# Records shown

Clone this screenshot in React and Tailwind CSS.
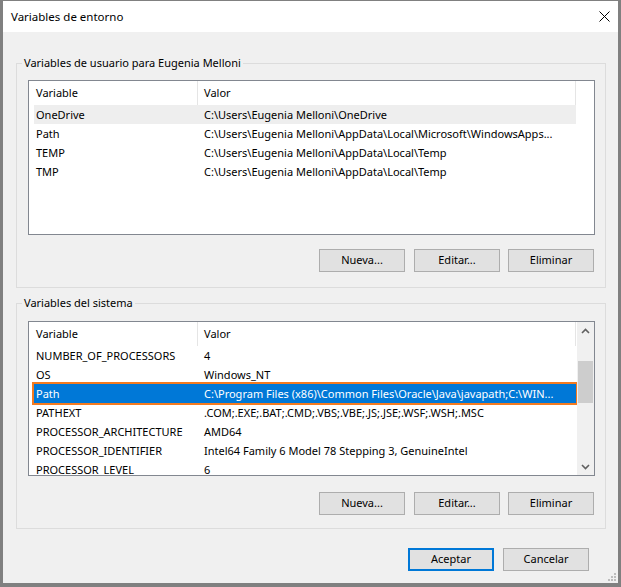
import React from 'react';

const userVars = [
  { name: 'OneDrive', value: 'C:\\Users\\Eugenia Melloni\\OneDrive', state: 'inactive' },
  { name: 'Path', value: 'C:\\Users\\Eugenia Melloni\\AppData\\Local\\Microsoft\\WindowsApps...' },
  { name: 'TEMP', value: 'C:\\Users\\Eugenia Melloni\\AppData\\Local\\Temp' },
  { name: 'TMP', value: 'C:\\Users\\Eugenia Melloni\\AppData\\Local\\Temp' },
];

const systemVars = [
  { name: 'NUMBER_OF_PROCESSORS', value: '4' },
  { name: 'OS', value: 'Windows_NT' },
  { name: 'Path', value: 'C:\\Program Files (x86)\\Common Files\\Oracle\\Java\\javapath;C:\\WIN...', state: 'active' },
  { name: 'PATHEXT', value: '.COM;.EXE;.BAT;.CMD;.VBS;.VBE;.JS;.JSE;.WSF;.WSH;.MSC' },
  { name: 'PROCESSOR_ARCHITECTURE', value: 'AMD64' },
  { name: 'PROCESSOR_IDENTIFIER', value: 'Intel64 Family 6 Model 78 Stepping 3, GenuineIntel' },
  { name: 'PROCESSOR_LEVEL', value: '6' },
];

const WinButton = ({ children, primary, className = '' }) => (
  <button
    className={`flex h-[23px] w-[86px] items-center justify-center bg-[#e1e1e1] text-[11px] text-black ${
      primary ? 'border-2 border-[#0078d7]' : 'border border-[#adadad]'
    } ${className}`}
  >
    {children}
  </button>
);

const Scrollbar = () => (
  <div className="flex w-[17px] flex-col bg-[#f0f0f0]">
    {/* up arrow */}
    <div className="flex h-[17px] items-center justify-center">
      <svg width="9" height="6" viewBox="0 0 9 6">
        <path d="M1 5 L4.5 1.5 L8 5" fill="none" stroke="#606060" strokeWidth="1.6" />
      </svg>
    </div>
    <div className="flex-1">
      <div className="mx-auto mt-[22px] h-[42px] w-[15px] bg-[#cdcdcd]" />
    </div>
    {/* down arrow */}
    <div className="flex h-[17px] items-center justify-center">
      <svg width="9" height="6" viewBox="0 0 9 6">
        <path d="M1 1 L4.5 4.5 L8 1" fill="none" stroke="#606060" strokeWidth="1.6" />
      </svg>
    </div>
  </div>
);

const ListView = ({ rows, scroll }) => (
  <div className="flex h-[155px] w-[567px] overflow-hidden border border-[#828790] bg-white">
    <div className="flex-1 overflow-hidden">
      {/* Header */}
      <div className="flex h-[24px] leading-[24px]">
        <div className="w-[169px] border-r border-[#e5e5e5] pl-[7px]">Variable</div>
        <div className="w-[378px] border-r border-[#e5e5e5] pl-[6px]">Valor</div>
      </div>
      {rows.map((r) => (
        <div
          key={r.name}
          className={`ml-[5px] flex h-[19px] w-[542px] leading-[19px] ${
            r.state === 'active'
              ? 'bg-[#0078d7] text-white outline-2 outline-[#f47b20]'
              : r.state === 'inactive'
              ? 'bg-[#eeeeee]'
              : ''
          }`}
        >
          <div className="w-[168px] shrink-0 overflow-hidden whitespace-nowrap pl-[2px]">{r.name}</div>
          <div className="flex-1 overflow-hidden whitespace-nowrap pl-[2px]">{r.value}</div>
        </div>
      ))}
    </div>
    {scroll && <Scrollbar />}
  </div>
);

const Group = ({ title, rows, scroll, className = '', listGap }) => (
  <fieldset className={`ml-[13px] w-[590px] border border-[#dcdcdc] pl-[11px] pr-[10px] ${className}`}>
    <legend className="-ml-[6px] px-[2px] leading-[16px]">{title}</legend>
    <ListView rows={rows} scroll={scroll} />
    <div className={`flex justify-end pr-[1px] ${listGap}`}>
      <WinButton>Nueva...</WinButton>
      <WinButton className="ml-[9px]">Editar...</WinButton>
      <WinButton className="ml-[8px]">Eliminar</WinButton>
    </div>
  </fieldset>
);

export default function App() {
  return (
    <div className="h-[587px] w-[621px] border-b-[4px] border-l-[3px] border-r-[3px] border-t border-[#808080] font-['Segoe_UI','Noto_Sans',sans-serif] text-[11px] text-black">
      {/* Title bar */}
      <div className="flex h-[31px] items-center justify-between bg-white pl-[8px] pr-[8px]">
        <span className="text-[11.5px]">Variables de entorno</span>
        <svg width="11" height="11" viewBox="0 0 11 11">
          <path d="M0.5 0.5 L10.5 10.5 M10.5 0.5 L0.5 10.5" stroke="#000" strokeWidth="1" />
        </svg>
      </div>

      {/* Body */}
      <div className="relative h-[551px] bg-[#f0f0f0] pt-[23px]">
        <Group
          title="Variables de usuario para Eugenia Melloni"
          rows={userVars}
          className="pt-[9px] pb-[15px]"
          listGap="mt-[14px]"
        />
        <Group
          title="Variables del sistema"
          rows={systemVars}
          scroll
          className="mt-[7px] pt-[10px] pb-[13px]"
          listGap="mt-[16px]"
        />

        <div className="mt-[19px] flex justify-end gap-[9px] pr-[29px]">
          <WinButton primary>Aceptar</WinButton>
          <WinButton>Cancelar</WinButton>
        </div>

        {/* resize grip */}
        <svg className="absolute bottom-[1px] right-[1px]" width="10" height="10" viewBox="0 0 10 10">
          <rect x="7" y="1" width="2" height="2" fill="#bcbcbc" />
          <rect x="4" y="4" width="2" height="2" fill="#bcbcbc" />
          <rect x="7" y="4" width="2" height="2" fill="#bcbcbc" />
          <rect x="1" y="7" width="2" height="2" fill="#bcbcbc" />
          <rect x="4" y="7" width="2" height="2" fill="#bcbcbc" />
          <rect x="7" y="7" width="2" height="2" fill="#bcbcbc" />
        </svg>
      </div>
    </div>
  );
}
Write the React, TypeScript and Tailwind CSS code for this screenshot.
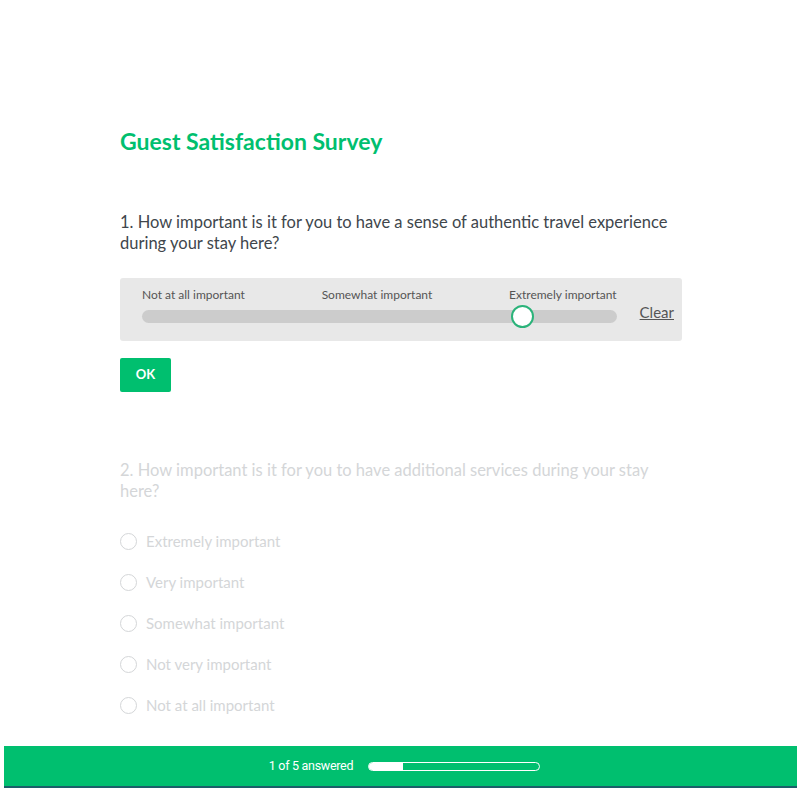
import React from "react";

const options = [
  "Extremely important",
  "Very important",
  "Somewhat important",
  "Not very important",
  "Not at all important",
];

export default function App() {
  return (
    <div className="relative h-[790px] w-[800px] bg-white font-['Lato',sans-serif]">
      <div className="pl-[120px] pr-[118px] pt-[126px]">
        {/* Title */}
        <h1 className="text-[23px] font-bold leading-[30px] text-[#00bf6f]">
          Guest Satisfaction Survey
        </h1>

        {/* Question 1 */}
        <p className="mt-[56px] text-[16.5px] leading-[21px] text-[#40464c]">
          1. How important is it for you to have a sense of authentic travel experience during your stay here?
        </p>

        <div className="mt-[24px] flex h-[63px] w-[562px] items-start rounded-[3px] bg-[#e8e8e8] pl-[22px] pr-[8px] pt-[9px]">
          <div className="w-[475px]">
            <div className="flex justify-between text-[12px] leading-[15px] text-[#555]">
              <span>Not at all important</span>
              <span>Somewhat important</span>
              <span>Extremely important</span>
            </div>
            <div className="relative mt-[8px] h-[13px] rounded-full bg-[#cccccc]">
              <div className="absolute left-[369px] top-[-5px] h-[23px] w-[23px] rounded-full border-2 border-[#2bb37a] bg-white" />
            </div>
          </div>
          <span className="ml-[23px] mt-[15px] text-[15px] leading-[20px] text-[#555] underline">Clear</span>
        </div>

        <button className="mt-[17px] h-[34px] w-[51px] rounded-[2px] bg-[#00bf6f] text-[13px] font-bold text-white">
          OK
        </button>

        {/* Question 2 (inactive) */}
        <p className="mt-[68px] pr-[20px] text-[16.5px] leading-[21px] text-[#d4d6d8]">
          2. How important is it for you to have additional services during your stay here?
        </p>
        <div className="mt-[30px] flex flex-col gap-[22px]">
          {options.map((o) => (
            <label key={o} className="flex h-[19px] items-center gap-[9px] text-[15px] text-[#d4d6d8]">
              <span className="h-[17px] w-[17px] rounded-full border border-[#d4d6d8]" />
              {o}
            </label>
          ))}
        </div>
      </div>

      {/* Footer progress */}
      <div className="absolute bottom-[2px] left-[4px] flex h-[42px] w-[793px] items-center justify-center gap-[15px] border-b-2 border-[#1a5f6a] bg-[#00bf6f] pl-[8px]">
        <span className="font-['Roboto',sans-serif] text-[12.5px] tracking-[-0.3px] text-white">1 of 5 answered</span>
        <div className="h-[9px] w-[172px] overflow-hidden rounded-full border border-white">
          <div className="h-full w-[20%] bg-white" />
        </div>
      </div>
    </div>
  );
}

# Work to be completed
Give again, exactly, the lines from the start of the data through the one holding "import React from 'react';"; omit the pictures.

# The output
Clone this screenshot in React and Tailwind CSS.
import React from 'react';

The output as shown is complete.